==== Material for this task ====
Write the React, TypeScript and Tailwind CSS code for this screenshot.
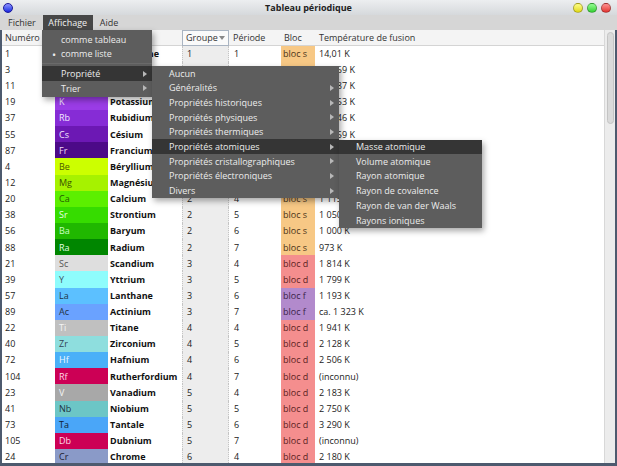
type Row = [number, string, string, number, number, string, string];

const rows: Row[] = [
  [1, "H", "Hydrogène", 1, 1, "s", "14,01 K"],
  [3, "Li", "Lithium", 1, 2, "s", "453,69 K"],
  [11, "Na", "Sodium", 1, 3, "s", "370,87 K"],
  [19, "K", "Potassium", 1, 4, "s", "336,53 K"],
  [37, "Rb", "Rubidium", 1, 5, "s", "312,46 K"],
  [55, "Cs", "Césium", 1, 6, "s", "301,59 K"],
  [87, "Fr", "Francium", 1, 7, "s", "300 K"],
  [4, "Be", "Béryllium", 2, 2, "s", "1 560 K"],
  [12, "Mg", "Magnésium", 2, 3, "s", "923 K"],
  [20, "Ca", "Calcium", 2, 4, "s", "1 115 K"],
  [38, "Sr", "Strontium", 2, 5, "s", "1 050 K"],
  [56, "Ba", "Baryum", 2, 6, "s", "1 000 K"],
  [88, "Ra", "Radium", 2, 7, "s", "973 K"],
  [21, "Sc", "Scandium", 3, 4, "d", "1 814 K"],
  [39, "Y", "Yttrium", 3, 5, "d", "1 799 K"],
  [57, "La", "Lanthane", 3, 6, "f", "1 193 K"],
  [89, "Ac", "Actinium", 3, 7, "f", "ca. 1 323 K"],
  [22, "Ti", "Titane", 4, 4, "d", "1 941 K"],
  [40, "Zr", "Zirconium", 4, 5, "d", "2 128 K"],
  [72, "Hf", "Hafnium", 4, 6, "d", "2 506 K"],
  [104, "Rf", "Rutherfordium", 4, 7, "d", "(inconnu)"],
  [23, "V", "Vanadium", 5, 4, "d", "2 183 K"],
  [41, "Nb", "Niobium", 5, 5, "d", "2 750 K"],
  [73, "Ta", "Tantale", 5, 6, "d", "3 290 K"],
  [105, "Db", "Dubnium", 5, 7, "d", "(inconnu)"],
  [24, "Cr", "Chrome", 6, 4, "d", "2 180 K"],
];

// symbol cell classes (background + text)
const symbolStyle: Record<string, string> = {
  H: "bg-[#ffffff] text-[#444]",
  Li: "bg-[#b44cf0] text-[#f4eaff]",
  Na: "bg-[#a845ea] text-[#f4eaff]",
  K: "bg-[#9a3ce6] text-[#f2e6ff]",
  Rb: "bg-[#862cd6] text-[#f2e6ff]",
  Cs: "bg-[#6c18b4] text-[#f2e6ff]",
  Fr: "bg-[#4c0a88] text-[#eed8f6]",
  Be: "bg-[#ccff00] text-[#4a5a00]",
  Mg: "bg-[#a6f200] text-[#3a5200]",
  Ca: "bg-[#5cef00] text-[#245a00]",
  Sr: "bg-[#36dc00] text-[#e6ffe0]",
  Ba: "bg-[#20b800] text-[#c8ffc0]",
  Ra: "bg-[#008600] text-[#e0ffe0]",
  Sc: "bg-[#dedede] text-[#555]",
  Y: "bg-[#8efcfc] text-[#456]",
  La: "bg-[#5cc0ff] text-[#234]",
  Ac: "bg-[#6aa2ff] text-[#234]",
  Ti: "bg-[#c0c0c0] text-[#f4f4f4]",
  Zr: "bg-[#8edede] text-[#345]",
  Hf: "bg-[#4ab0f8] text-[#f0f8ff]",
  Rf: "bg-[#cc0055] text-[#ffd8e6]",
  V: "bg-[#a8a8a8] text-[#f4f4f4]",
  Nb: "bg-[#6cc6c6] text-[#234]",
  Ta: "bg-[#4aa6f8] text-[#123]",
  Db: "bg-[#cc0055] text-[#ffd8e6]",
  Cr: "bg-[#8a9ac8] text-[#223]",
};

const blocStyle: Record<string, string> = {
  s: "bg-[#f7c885] text-[#4a3418]",
  d: "bg-[#f48e8e] text-[#5a1e1e]",
  f: "bg-[#b28acc] text-[#3a2448]",
};

const cols = "grid grid-cols-[53px_53px_74px_47px_52px_34px_1fr]";

function Arrow() {
  return (
    <svg width="4" height="6" viewBox="0 0 4 6" className="shrink-0">
      <path d="M0 0 L4 3 L0 6 Z" fill="#b8b8b8" />
    </svg>
  );
}

function MenuItem({
  label,
  active,
  sub,
  pl,
  bullet,
}: {
  label: string;
  active?: boolean;
  sub?: boolean;
  pl: string;
  bullet?: boolean;
}) {
  return (
    <div
      className={`relative flex h-[14.7px] items-center justify-between pr-[5px] ${pl} ${
        active ? "bg-[#353535]" : ""
      }`}
    >
      {bullet && (
        <span className="absolute left-[10px] text-[11px] leading-none">•</span>
      )}
      <span className="whitespace-nowrap">{label}</span>
      {sub && <Arrow />}
    </div>
  );
}

function Dot({ color }: { color: string }) {
  return (
    <div
      className={`h-[10px] w-[10px] rounded-full border border-black/30 ${color}`}
    />
  );
}

export default function App() {
  return (
    <div className="relative flex h-[466px] w-[617px] flex-col overflow-hidden bg-[#dcdcdc] font-['Open_Sans',sans-serif] text-[9px] text-[#222]">
      {/* Title bar */}
      <div className="grid h-[15px] grid-cols-[60px_1fr_60px] items-center bg-gradient-to-b from-[#eceef0] to-[#d6d9dc] px-[2px]">
        <div className="pl-[1px]">
          <div className="h-[10px] w-[10px] rounded-full border border-[#1a1a9a] bg-gradient-to-b from-[#9090ff] to-[#2020e0]" />
        </div>
        <div className="text-center font-bold text-[#222]">Tableau périodique</div>
        <div className="flex justify-end gap-[4px] pr-[4px]">
          <Dot color="bg-gradient-to-b from-[#ffff80] to-[#e0d800]" />
          <Dot color="bg-gradient-to-b from-[#90ff90] to-[#30d030]" />
          <Dot color="bg-gradient-to-b from-[#ff9090] to-[#e03030]" />
        </div>
      </div>

      {/* Menu bar */}
      <div className="flex h-[15px] items-stretch bg-[#d6d6d6] text-[#333]">
        <div className="flex items-center pl-[8px] pr-[7px]">Fichier</div>
        <div className="flex w-[50px] items-center justify-center bg-[#474747] text-[#f0f0f0]">
          Affichage
        </div>
        <div className="flex items-center pl-[7px]">Aide</div>
      </div>

      {/* Window content */}
      <div className="flex min-h-0 flex-1 border-b-[3px] border-l-2 border-r-2 border-[#4d5a6e]">
        <div className="flex min-w-0 flex-1 flex-col bg-white">
          {/* Header */}
          <div className={`${cols} h-[15.5px] shrink-0 border-b border-[#d4d4d4] bg-[#f4f4f4] text-[#333]`}>
            <div className="flex items-center pl-[3px]">Numéro</div>
            <div />
            <div />
            <div className="flex items-center justify-between border border-[#a9b4c2] bg-[#fafafa] pl-[3px] pr-[3px]">
              <span>Groupe</span>
              <svg width="6" height="4" viewBox="0 0 6 4">
                <path d="M0 0 L6 0 L3 4 Z" fill="#888" />
              </svg>
            </div>
            <div className="flex items-center pl-[4px]">Période</div>
            <div className="flex items-center pl-[3px]">Bloc</div>
            <div className="flex items-center pl-[4px]">Température de fusion</div>
          </div>

          {/* Body */}
          <div className="min-h-0 flex-1 overflow-hidden">
            {rows.map(([num, sym, name, grp, per, bloc, temp]) => (
              <div key={num} className={`${cols} h-[16.15px]`}>
                <div className="flex items-center pl-[3px]">{num}</div>
                <div className={`flex items-center pl-[4px] ${symbolStyle[sym]}`}>{sym}</div>
                <div className="flex items-center overflow-hidden whitespace-nowrap pl-[2px] font-bold text-[#111]">
                  {name}
                </div>
                <div className="flex items-center border-x border-dotted border-[#c4c4c4] bg-[#ededed] pl-[4px]">
                  {grp}
                </div>
                <div className="flex items-center pl-[5px]">{per}</div>
                <div className={`flex items-center whitespace-nowrap pl-[2px] ${blocStyle[bloc]}`}>
                  bloc {bloc}
                </div>
                <div className="flex items-center whitespace-nowrap pl-[4px]">{temp}</div>
              </div>
            ))}
          </div>
        </div>

        {/* Scrollbar */}
        <div className="w-[11px] shrink-0 border-l border-[#d8d8d8] bg-[#ececec] pl-[2px] pt-[2px]">
          <div className="h-[92px] w-[7px] rounded-full border border-[#c4c4c4] bg-[#dadada]" />
        </div>
      </div>

      {/* Affichage menu */}
      <div className="absolute left-[42px] top-[30px] w-[110px] bg-[#5d5d5d] pb-[1px] pt-[2px] text-[#ececec] shadow-[2px_3px_6px_rgba(0,0,0,0.35)]">
        <MenuItem label="comme tableau" pl="pl-[19px]" />
        <MenuItem label="comme liste" pl="pl-[19px]" bullet />
        <div className="my-[2px] h-px bg-[#6a6a6a]" />
        <MenuItem label="Propriété" pl="pl-[19px]" active sub />
        <MenuItem label="Trier" pl="pl-[19px]" sub />
      </div>

      {/* Propriété submenu */}
      <div className="absolute left-[152px] top-[66px] w-[187px] bg-[#5d5d5d] text-[#ececec] shadow-[2px_3px_6px_rgba(0,0,0,0.35)]">
        <MenuItem label="Aucun" pl="pl-[17px]" />
        <MenuItem label="Généralités" pl="pl-[17px]" sub />
        <MenuItem label="Propriétés historiques" pl="pl-[17px]" sub />
        <MenuItem label="Propriétés physiques" pl="pl-[17px]" sub />
        <MenuItem label="Propriétés thermiques" pl="pl-[17px]" sub />
        <MenuItem label="Propriétés atomiques" pl="pl-[17px]" active sub />
        <MenuItem label="Propriétés cristallographiques" pl="pl-[17px]" sub />
        <MenuItem label="Propriétés électroniques" pl="pl-[17px]" sub />
        <MenuItem label="Divers" pl="pl-[17px]" sub />
      </div>

      {/* Propriétés atomiques submenu */}
      <div className="absolute left-[339px] top-[139.5px] w-[143px] bg-[#5d5d5d] text-[#ececec] shadow-[2px_3px_6px_rgba(0,0,0,0.35)]">
        <MenuItem label="Masse atomique" pl="pl-[17px]" active />
        <MenuItem label="Volume atomique" pl="pl-[17px]" />
        <MenuItem label="Rayon atomique" pl="pl-[17px]" />
        <MenuItem label="Rayon de covalence" pl="pl-[17px]" />
        <MenuItem label="Rayon de van der Waals" pl="pl-[17px]" />
        <MenuItem label="Rayons ioniques" pl="pl-[17px]" />
      </div>
    </div>
  );
}
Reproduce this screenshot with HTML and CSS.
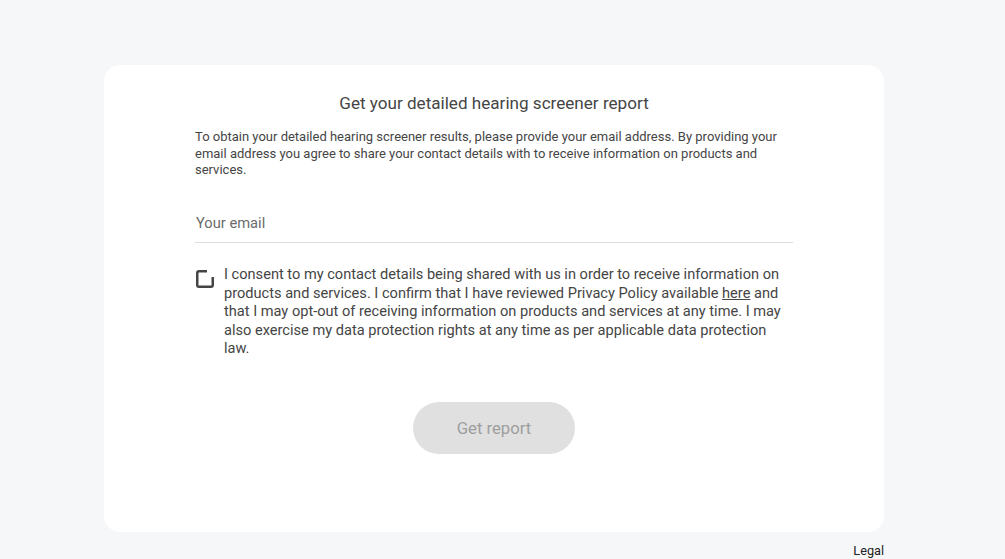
====
Reproduce, word for word, every line from the start of the records down to and including the line with "number, string, string];"; skip the pictures.

Write the React, TypeScript and Tailwind CSS code for this screenshot.
type Row = [number, string, string, number, number, string, string];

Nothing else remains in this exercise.